* _AIM OF THE EXERCISE_:
Go through the material and write it all out exactly, minus the pictures.

— start of SUPPLIED MATERIAL —

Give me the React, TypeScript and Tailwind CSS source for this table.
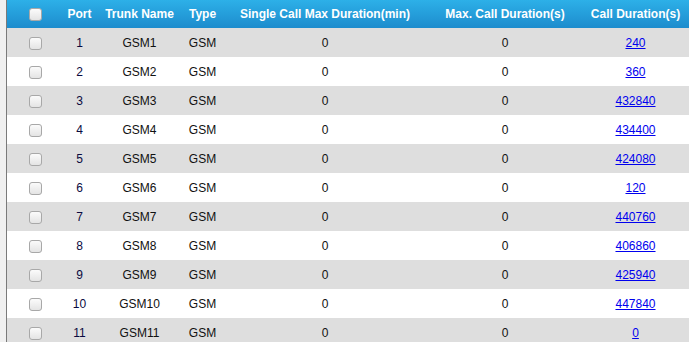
const rows = [
  { port: 1, dur: '240' },
  { port: 2, dur: '360' },
  { port: 3, dur: '432840' },
  { port: 4, dur: '434400' },
  { port: 5, dur: '424080' },
  { port: 6, dur: '120' },
  { port: 7, dur: '440760' },
  { port: 8, dur: '406860' },
  { port: 9, dur: '425940' },
  { port: 10, dur: '447840' },
  { port: 11, dur: '0' },
]

function Box() {
  return (
    <span className="inline-block w-[13px] h-[13px] rounded-[3px] border border-[#a8a8a8] bg-gradient-to-b from-[#fbfbfb] to-[#e4e4e4] align-middle" />
  )
}

export default function App() {
  return (
    <div className="w-[689px] h-[342px] overflow-hidden bg-[#f0f0f0] pl-[6px] font-['Liberation_Sans',Arial,sans-serif] text-[12px]">
      <div className="border-l border-[#7a7a7a] h-full bg-white">
        <table className="table-fixed border-collapse w-[682px]">
          <colgroup>
            <col className="w-[56px]" />
            <col className="w-[33px]" />
            <col className="w-[87px]" />
            <col className="w-[39px]" />
            <col className="w-[206px]" />
            <col className="w-[154px]" />
            <col className="w-[107px]" />
          </colgroup>
          <thead>
            <tr className="h-[28px] bg-gradient-to-b from-[#2db0e8] to-[#1d8ccd] text-white font-bold">
              <th className="text-center font-bold"><Box /></th>
              <th className="text-center font-bold">Port</th>
              <th className="text-center font-bold">Trunk Name</th>
              <th className="text-center font-bold">Type</th>
              <th className="text-center font-bold">Single Call Max Duration(min)</th>
              <th className="text-center font-bold">Max. Call Duration(s)</th>
              <th className="text-center font-bold">Call Duration(s)</th>
            </tr>
          </thead>
          <tbody className="text-[#111]">
            {rows.map((r, i) => (
              <tr key={r.port} className={`h-[29px] ${i % 2 === 0 ? 'bg-[#dedede]' : 'bg-white'}`}>
                <td className="text-center"><Box /></td>
                <td className="text-center text-[#0a0a40]">{r.port}</td>
                <td className="text-center">GSM{r.port}</td>
                <td className="text-center">GSM</td>
                <td className="text-center">0</td>
                <td className="text-center">0</td>
                <td className="text-center">
                  <a href="#" className="text-[#0000ee] underline">{r.dur}</a>
                </td>
              </tr>
            ))}
          </tbody>
        </table>
      </div>
    </div>
  )
}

— end of SUPPLIED MATERIAL —

* _SOLUTION TO THIS TASK_:
Give me the React, TypeScript and Tailwind CSS source for this table.
const rows = [
  { port: 1, dur: '240' },
  { port: 2, dur: '360' },
  { port: 3, dur: '432840' },
  { port: 4, dur: '434400' },
  { port: 5, dur: '424080' },
  { port: 6, dur: '120' },
  { port: 7, dur: '440760' },
  { port: 8, dur: '406860' },
  { port: 9, dur: '425940' },
  { port: 10, dur: '447840' },
  { port: 11, dur: '0' },
]

function Box() {
  return (
    <span className="inline-block w-[13px] h-[13px] rounded-[3px] border border-[#a8a8a8] bg-gradient-to-b from-[#fbfbfb] to-[#e4e4e4] align-middle" />
  )
}

export default function App() {
  return (
    <div className="w-[689px] h-[342px] overflow-hidden bg-[#f0f0f0] pl-[6px] font-['Liberation_Sans',Arial,sans-serif] text-[12px]">
      <div className="border-l border-[#7a7a7a] h-full bg-white">
        <table className="table-fixed border-collapse w-[682px]">
          <colgroup>
            <col className="w-[56px]" />
            <col className="w-[33px]" />
            <col className="w-[87px]" />
            <col className="w-[39px]" />
            <col className="w-[206px]" />
            <col className="w-[154px]" />
            <col className="w-[107px]" />
          </colgroup>
          <thead>
            <tr className="h-[28px] bg-gradient-to-b from-[#2db0e8] to-[#1d8ccd] text-white font-bold">
              <th className="text-center font-bold"><Box /></th>
              <th className="text-center font-bold">Port</th>
              <th className="text-center font-bold">Trunk Name</th>
              <th className="text-center font-bold">Type</th>
              <th className="text-center font-bold">Single Call Max Duration(min)</th>
              <th className="text-center font-bold">Max. Call Duration(s)</th>
              <th className="text-center font-bold">Call Duration(s)</th>
            </tr>
          </thead>
          <tbody className="text-[#111]">
            {rows.map((r, i) => (
              <tr key={r.port} className={`h-[29px] ${i % 2 === 0 ? 'bg-[#dedede]' : 'bg-white'}`}>
                <td className="text-center"><Box /></td>
                <td className="text-center text-[#0a0a40]">{r.port}</td>
                <td className="text-center">GSM{r.port}</td>
                <td className="text-center">GSM</td>
                <td className="text-center">0</td>
                <td className="text-center">0</td>
                <td className="text-center">
                  <a href="#" className="text-[#0000ee] underline">{r.dur}</a>
                </td>
              </tr>
            ))}
          </tbody>
        </table>
      </div>
    </div>
  )
}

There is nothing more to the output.